Location: Potomac River
With a cold front blowing across the water on Thursday morn, I fished from Liverpool Point to Sandy Point on the Potomac. The catfish bite had slowed. I caught ten cats (4 blues and 6 channels). The channels were hanging off the old Liverpool steamboat landing. I had to run my trusty electric skiff up to Sandy Point (looks like an old railway there) to catch the blues. I released 3 of the smaller channel cats. I'm now targeting 5-20 pound fish.
Mallows Bay is such a great place to ramp your boat. There is very good shore fishing from the old concrete side of the cofferdam. Canoes, kayaks, and trailerable boats all have a place to launch. While waiting for the bites, you can watch Bald Eagles, Blue Herons, and countless bird species fly overhead. Also, the helicopters from Quantico can be seen making their rounds. Between the national bird and our U.S. Marines buzzing overhead and across the Potomac, freedom rings loud and clear.
During the week, I pretty much have the place to myself which is OK by me but if I were you, I'd do a Google search on [Mallows Bay] take the day off and enjoy this good crisp weather at Mallows Bay before the Big Chill arrives. This advice applies especially to the DNR employees who teamed up with the Charles County Commissioners to make such an outstanding facility available to the public. You deserve to take pride in this unique public landing. As boaters and anglers, we paid for these ramps. The price of fuel may be high but kayaks, canoes, and electric skiffs are affordable to operate. A day on the water could be cheaper than working (at least in the business I used to run).
I did catch a few white perch and a small red drum that literally froze up when it hit the surface. Then it regained it's composure and took off when I released it.
Questions to DNR: What is the lowest temperature red drum (channel bass) can safely survive? Will the millions of red drum presently here be able to survive a harsh winter in the Chesapeake Bay tributaries or do they need to migrate into the Atlanic prior to cold weather settling in? I've seen what a cold snap does in the Florida backcountry. That would be a shame to see in the Chesapeake. Plus, those fish should be some fine catching if they can make it through the winter.
Instead of more catfish pics, I am posting a channel bass doubleheader caught on Mike Henderson's boat last week below the Target Ship. Catch 'em now. The Big Chill is coming!

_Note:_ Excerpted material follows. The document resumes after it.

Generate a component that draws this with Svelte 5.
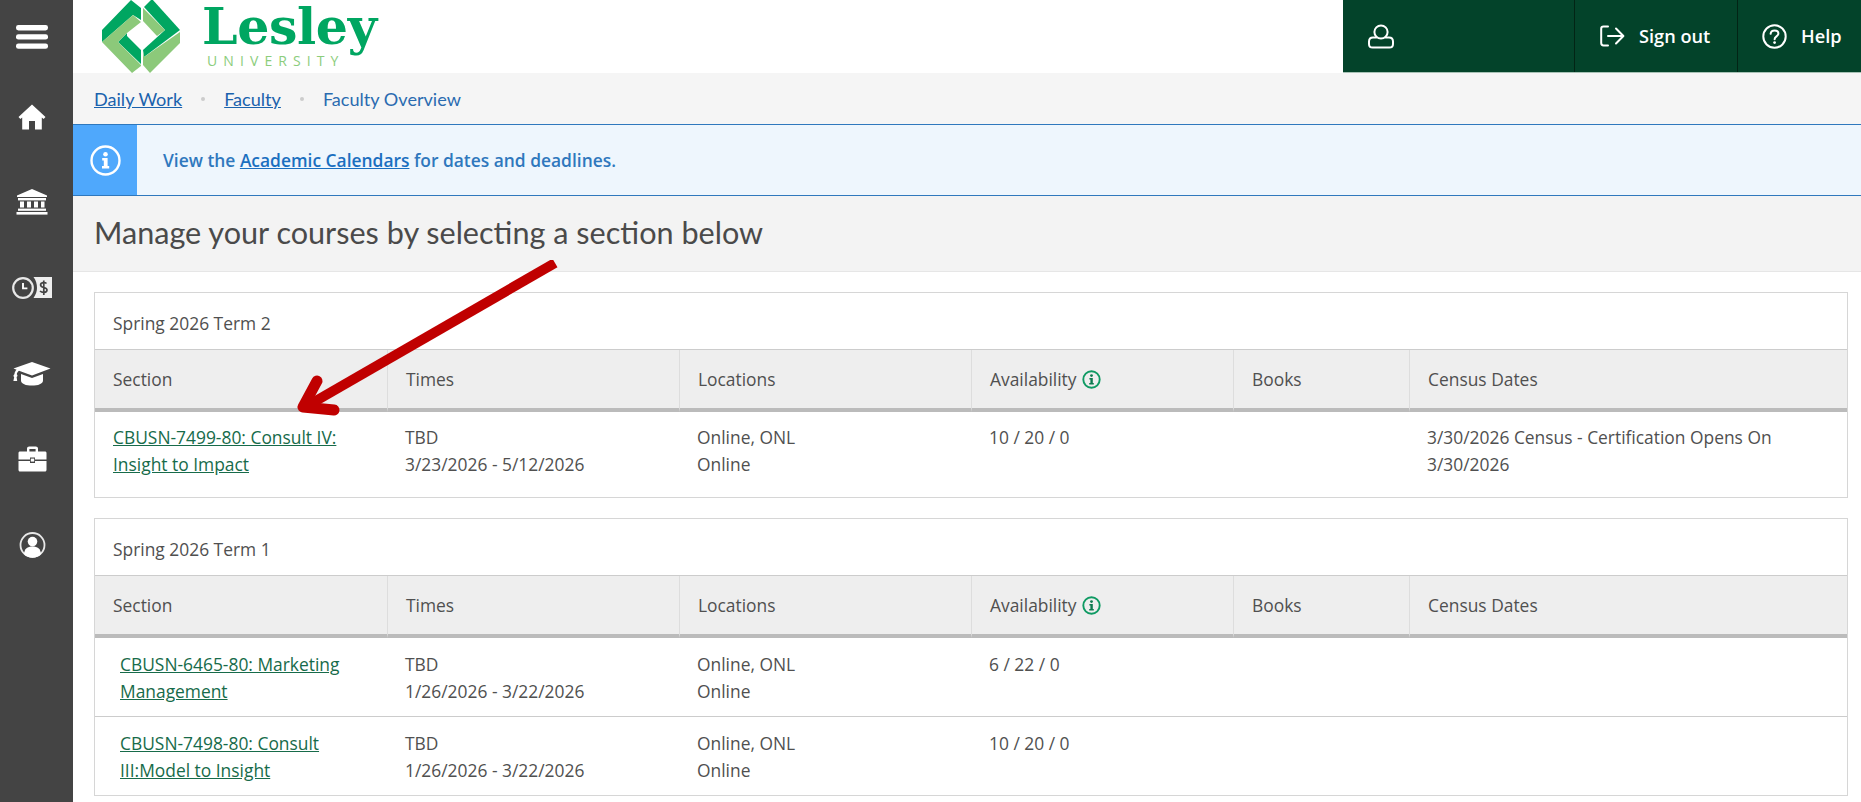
<script lang="ts">
	const terms = [
		{
			title: 'Spring 2026 Term 2',
			rows: [
				{
					section: 'CBUSN-7499-80: Consult IV: Insight to Impact',
					dates: '3/23/2026 - 5/12/2026',
					seats: '10 / 20 / 0',
					census: '3/30/2026 Census - Certification Opens On 3/30/2026'
				}
			]
		},
		{
			title: 'Spring 2026 Term 1',
			rows: [
				{
					section: 'CBUSN-6465-80: Marketing Management',
					dates: '1/26/2026 - 3/22/2026',
					seats: '6 / 22 / 0',
					census: ''
				},
				{
					section: 'CBUSN-7498-80: Consult III:Model to Insight',
					dates: '1/26/2026 - 3/22/2026',
					seats: '10 / 20 / 0',
					census: ''
				}
			]
		}
	];
</script>

<div class="page">
	<nav class="rail">
		<div class="rail-top">
			<svg width="32" height="24" viewBox="0 0 32 24" fill="#fff">
				<rect x="0" y="0" width="32" height="5.4" rx="2.4" />
				<rect x="0" y="9.2" width="32" height="5.4" rx="2.4" />
				<rect x="0" y="18.4" width="32" height="5.4" rx="2.4" />
			</svg>
		</div>
		<div class="rail-item">
			<svg width="28" height="26" viewBox="0 0 28 26" fill="#fff">
				<path d="M14 0.5 L27.5 13 L25.6 15 L23.8 13.4 V25.5 H17 V17 H11 V25.5 H4.2 V13.4 L2.4 15 L0.5 13 Z" />
			</svg>
		</div>
		<div class="rail-item">
			<svg width="32" height="26" viewBox="0 0 32 26" fill="#fff">
				<path d="M16 0 L31 6.5 V8 H1 V6.5 Z" />
				<rect x="2" y="9" width="28" height="2.4" />
				<rect x="4" y="12.5" width="4" height="6" />
				<rect x="11" y="12.5" width="4" height="6" />
				<rect x="18" y="12.5" width="4" height="6" />
				<rect x="25" y="12.5" width="3.5" height="6" />
				<rect x="2" y="19.6" width="28" height="2.2" />
				<rect x="0.5" y="23" width="31" height="2.6" />
			</svg>
		</div>
		<div class="rail-item">
			<svg width="40" height="24" viewBox="0 0 40 24">
				<circle cx="11" cy="12" r="9.8" fill="none" stroke="#e8e8e8" stroke-width="2.2" />
				<path d="M11 7 V12.4 H15.4" fill="none" stroke="#fff" stroke-width="1.9" />
				<path d="M21.5 1 H40 V22 H21.5 C24 18 25 15 25 12 C25 8 24 4 21.5 1 Z" fill="#eee" />
				<path d="M34.5 7.5 C33 6 28.6 6 28.6 9 C28.6 12.4 35 10.6 35 14 C35 17 30 17 28 15 M31.8 4.5 V19" fill="none" stroke="#444" stroke-width="1.7" />
			</svg>
		</div>
		<div class="rail-item">
			<svg width="38" height="24" viewBox="0 0 38 24" fill="#fff">
				<path d="M19 0 L37.5 6.5 L19 13.6 L6 8.8 C4.6 9.8 4 11 3.8 12.2 C4.8 13 4.6 14.6 3.6 15 L4.2 19 H0.4 L1.2 15 C0.2 14.4 0.2 13 1.4 12.2 C1.6 10.4 2.4 8.8 3.6 7.8 L0.5 6.5 Z" />
				<path d="M8 12 L19 16 L30 12 V18.4 C30 21.6 25 23.6 19 23.6 C13 23.6 8 21.6 8 18.4 Z" />
			</svg>
		</div>
		<div class="rail-item">
			<svg width="29" height="26" viewBox="0 0 29 26" fill="#fff">
				<path d="M9 6 V2.6 C9 1.4 10 0.5 11.2 0.5 H17.8 C19 0.5 20 1.4 20 2.6 V6 H17.6 V3 H11.4 V6 Z" />
				<path d="M0.5 7 C0.5 6.2 1.2 5.6 2 5.6 H27 C27.8 5.6 28.5 6.2 28.5 7 V13.4 H17 V11.6 H12 V13.4 H0.5 Z" />
				<rect x="12.8" y="12.6" width="3.4" height="3" />
				<path d="M0.5 15 H12 V17 H17 V15 H28.5 V24 C28.5 24.8 27.8 25.5 27 25.5 H2 C1.2 25.5 0.5 24.8 0.5 24 Z" />
			</svg>
		</div>
		<div class="rail-item">
			<svg width="27" height="26" viewBox="0 0 27 26">
				<circle cx="13.5" cy="13" r="12" fill="none" stroke="#e8e8e8" stroke-width="1.8" />
				<circle cx="13.5" cy="9.6" r="4.8" fill="#fff" />
				<path d="M5 22 C5.4 17 8.4 14.6 13.5 14.6 C18.6 14.6 21.6 17 22 22 C20 24.6 16.8 25.6 13.5 25.6 C10.2 25.6 7 24.6 5 22 Z" fill="#fff" />
			</svg>
		</div>
	</nav>

	<div class="content">
		<header class="topbar">
			<a class="logo" href="#top">
				<svg width="82" height="73" viewBox="100 0 82 73">
					<g fill="#00a661">
						<polygon points="102,30 131,0 141,8 141,20 133,15 102,42" />
						<polygon points="118,42 127,33 127,36 141,50 141,64" />
						<polygon points="144,7 152,-1 180,30 165,30" />
						<polygon points="165,30 180,30 144,57 143,50" />
					</g>
					<g fill="#8cc97a">
						<polygon points="102,42 133,15 141,22 127,33 118,42 141,65 141,66 132,73" />
						<polygon points="143,8 143,21 157,36 165,30" />
						<polygon points="180,32 180,43 150,73 143,65 143,52 144,57" />
					</g>
				</svg>
				<span class="wordmark">
					<span class="lesley">Lesley</span>
					<span class="university">UNIVERSITY</span>
				</span>
			</a>
			<div class="account">
				<div class="account-user">
					<svg width="26" height="26" viewBox="0 0 26 26" fill="none" stroke="#fff" stroke-width="2">
						<circle cx="13" cy="9" r="6.6" />
						<path d="M8.4 14.4 H5 C2.6 14.4 1 16 1 18.6 V21 C1 23 2.4 24.6 4.6 24.6 H21.4 C23.6 24.6 25 23 25 21 V18.6 C25 16 23.4 14.4 21 14.4 H17.6" stroke-linecap="round" />
					</svg>
				</div>
				<a class="account-btn signout" href="#top">
					<svg width="25" height="22" viewBox="0 0 25 22" fill="none" stroke="#fff" stroke-width="2" stroke-linecap="round" stroke-linejoin="round">
						<path d="M8 1.5 H3.5 C2 1.5 1.2 2.4 1.2 3.8 V18 C1.2 19.5 2 20.4 3.5 20.4 H8" />
						<path d="M8 11 H23 M16 3.5 L23.4 11 L16 18.5" />
					</svg>
					Sign out
				</a>
				<a class="account-btn help" href="#top">
					<svg width="25" height="25" viewBox="0 0 25 25" fill="none" stroke="#fff" stroke-width="2">
						<circle cx="12.5" cy="12.5" r="11.2" />
						<path d="M8.6 9.8 C8.8 7.6 10.4 6.4 12.6 6.4 C14.9 6.4 16.4 7.8 16.4 9.6 C16.4 12.4 12.6 12.4 12.6 15.2" stroke-linecap="round" />
						<circle cx="12.6" cy="18.6" r="1.4" fill="#fff" stroke="none" />
					</svg>
					Help
				</a>
			</div>
		</header>

		<div class="crumbs">
			<a href="#top">Daily Work</a>
			<span class="dot"></span>
			<a href="#top">Faculty</a>
			<span class="dot"></span>
			<span>Faculty Overview</span>
		</div>

		<div class="notice">
			<div class="notice-icon">
				<svg width="31" height="31" viewBox="0 0 31 31" fill="none">
					<circle cx="15.5" cy="15.5" r="14" stroke="#fff" stroke-width="2.4" />
					<circle cx="15.5" cy="9.2" r="2.3" fill="#fff" />
					<path d="M12.2 13 H17.6 V21 H19.2 V23.6 H12 V21 H13.8 V15.6 H12.2 Z" fill="#fff" />
				</svg>
			</div>
			<p>View the <a href="#top">Academic Calendars</a> for dates and deadlines.</p>
		</div>

		<div class="title-band">
			<h1>Manage your courses by selecting a section below</h1>
		</div>

		<main class="sections">
			{#each terms as term}
				<section class="term">
					<h2>{term.title}</h2>
					<table>
						<thead>
							<tr>
								<th class="col-section">Section</th>
								<th class="col-times">Times</th>
								<th class="col-locations">Locations</th>
								<th class="col-availability">
									<span class="with-icon">
										Availability
										<svg width="19" height="19" viewBox="0 0 19 19" fill="none">
											<circle cx="9.5" cy="9.5" r="8.2" stroke="#0f9a63" stroke-width="1.9" />
											<circle cx="9.5" cy="5.6" r="1.4" fill="#0f7a50" />
											<path d="M7.4 8 H10.8 V13 H11.8 V14.6 H7.2 V13 H8.4 V9.6 H7.4 Z" fill="#0f7a50" />
										</svg>
									</span>
								</th>
								<th class="col-books">Books</th>
								<th class="col-census">Census Dates</th>
							</tr>
						</thead>
						<tbody>
							{#each term.rows as row}
								<tr>
									<td class="cell-link"><a href="#top">{row.section}</a></td>
									<td>TBD<br />{row.dates}</td>
									<td>Online, ONL<br />Online</td>
									<td>{row.seats}</td>
									<td></td>
									<td>{row.census}</td>
								</tr>
							{/each}
						</tbody>
					</table>
				</section>
			{/each}
		</main>
	</div>

	<svg class="pointer" width="280" height="160" viewBox="0 0 280 160" fill="none" stroke="#c00000" stroke-width="10" stroke-linecap="round" stroke-linejoin="round">
		<path d="M260 3 L12 146" stroke-linecap="butt" />
		<path d="M22 121 L8 147 L39 150" stroke-width="11" />
	</svg>
</div>

<style>
	:global(body) {
		margin: 0;
		background: #fff;
		overflow: hidden;
	}

	.page {
		position: relative;
		display: flex;
		height: 802px;
		overflow: hidden;
		font-family: 'Open Sans', sans-serif;
		font-size: 17.4px;
		color: #505050;
	}

	.rail {
		flex: 0 0 73px;
		box-sizing: border-box;
		padding-right: 9px;
		display: flex;
		flex-direction: column;
		align-items: center;
		background: #444;
	}

	.rail-top {
		height: 73px;
		margin-bottom: 1px;
		display: flex;
		align-items: center;
	}

	.rail-item {
		height: 85.6px;
		display: flex;
		align-items: center;
		justify-content: center;
	}

	.content {
		flex: 1;
		min-width: 0;
		display: flex;
		flex-direction: column;
	}

	.topbar {
		flex: 0 0 73px;
		display: flex;
		justify-content: space-between;
		background: #fff;
	}

	.logo {
		display: flex;
		margin-left: 27px;
		text-decoration: none;
	}

	.wordmark {
		display: flex;
		flex-direction: column;
		margin-left: 20px;
	}

	.lesley {
		font-family: 'DejaVu Serif', serif;
		font-weight: 700;
		font-size: 50.6px;
		line-height: 52px;
		letter-spacing: -0.4px;
		color: #00a661;
	}

	.university {
		margin: 1px 0 0 5px;
		font-size: 14px;
		line-height: 16px;
		letter-spacing: 6.1px;
		color: #8ccd7c;
	}

	.account {
		width: 518px;
		display: flex;
		background: #03432a;
		border-bottom: 1px solid #a8c2b6;
		box-sizing: border-box;
		color: #fff;
	}

	.account-user {
		flex: 1;
		display: flex;
		align-items: center;
		padding-left: 25px;
	}

	.account-btn {
		display: flex;
		align-items: center;
		gap: 14px;
		border-left: 1px solid #022415;
		color: #fff;
		font-size: 18.2px;
		font-weight: 600;
		text-decoration: none;
	}

	.signout {
		width: 163px;
		box-sizing: border-box;
		padding-left: 25px;
	}

	.help {
		width: 124px;
		box-sizing: border-box;
		padding-left: 24px;
	}

	.crumbs {
		flex: 0 0 51px;
		display: flex;
		align-items: center;
		padding-left: 21px;
		background: #f5f5f5;
		font-family: Lato, sans-serif;
		font-size: 18.1px;
		color: #2a6bb0;
	}

	.crumbs a {
		color: #1a62ad;
	}

	.dot {
		width: 4px;
		height: 4px;
		margin: 0 19px;
		border-radius: 50%;
		background: #ccc;
	}

	.notice {
		flex: 0 0 72px;
		box-sizing: border-box;
		display: flex;
		align-items: stretch;
		border-top: 1px solid #2f78bd;
		border-bottom: 1px solid #2f78bd;
		background: #eef6fd;
		color: #2f78bd;
		font-weight: 600;
	}

	.notice-icon {
		flex: 0 0 64px;
		display: flex;
		align-items: center;
		justify-content: center;
		background: #4fa8fc;
	}

	.notice p {
		margin: 0;
		align-self: center;
		padding-left: 26px;
	}

	.notice a {
		color: #1a6fc0;
	}

	.title-band {
		flex: 0 0 76px;
		box-sizing: border-box;
		display: flex;
		align-items: center;
		padding: 0 0 3px 21px;
		background: #f3f3f3;
		border-bottom: 1px solid #e6e6e6;
	}

	h1 {
		margin: 0;
		font-family: Lato, sans-serif;
		font-weight: 400;
		font-size: 30.6px;
		color: #4a4a4a;
	}

	.sections {
		display: flex;
		flex-direction: column;
		gap: 20px;
		padding: 20px 13px 0 21px;
	}

	.term {
		border: 1px solid #d6d6d6;
	}

	h2 {
		margin: 0;
		height: 57px;
		box-sizing: border-box;
		padding: 18px 18px 0;
		font-size: inherit;
		font-weight: 400;
		line-height: 24px;
		border-bottom: 1px solid #ccc;
	}

	table {
		width: 100%;
		table-layout: fixed;
		border-collapse: separate;
		border-spacing: 0;
		line-height: 27px;
	}

	th {
		height: 62px;
		box-sizing: border-box;
		padding: 0 18px;
		background: #eee;
		border-left: 1px solid #ddd;
		border-bottom: 4px solid #bbb;
		font-weight: 400;
		text-align: left;
		vertical-align: middle;
	}

	th:first-child {
		border-left: 0;
	}

	.with-icon {
		display: inline-flex;
		align-items: center;
		gap: 5px;
	}

	.col-section,
	.col-times,
	.col-locations {
		width: 292px;
	}

	.col-availability {
		width: 262px;
	}

	.col-books {
		width: 176px;
	}

	td {
		padding: 13px 18px 11px;
		vertical-align: top;
	}

	.term:first-child td {
		padding: 12px 18px 19px;
	}

	tbody tr + tr td {
		border-top: 1px solid #ccc;
	}

	td.cell-link {
		padding-left: 25px;
	}

	.cell-link a {
		color: #176b4a;
	}

	.pointer {
		position: absolute;
		left: 295px;
		top: 260px;
	}
</style>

DNR Response: Red drum migrate out of Chesapeake Bay each year, generally in late fall. The fish we are seeing this year may or may not return over the next couple of years. Once they reach 24 to 36 inches they will become mature and join the spawning stock that primarily remains offshore. When we have experienced increased numbers of juveniles in the past, we have not seen the fish come back in following years, but one can hope. The fish we have here now are primarily 1 year olds. We do not know what causes these fish to come up this far every so often. Juveniles generally will utilize estuaries, so if we were to have a mild winter, a portion of the fish we have here now may move over winter in Virginia’s portion of the bay and return, but I would expect the majority to leave the Bay and end up in NC. Laboratory studies indicate mortality is possible at 42 degrees F but most fish survived temperatures below 40 degrees (temperature tolerance is effected by other water quality parameters, such as salinity), and red drum have been collected alive in temperatures as low as 35 degrees F in the wild. Fifty degrees F is considered the low end of the preferred temperatures, and most individuals will seek warmer water when temperatures get that low.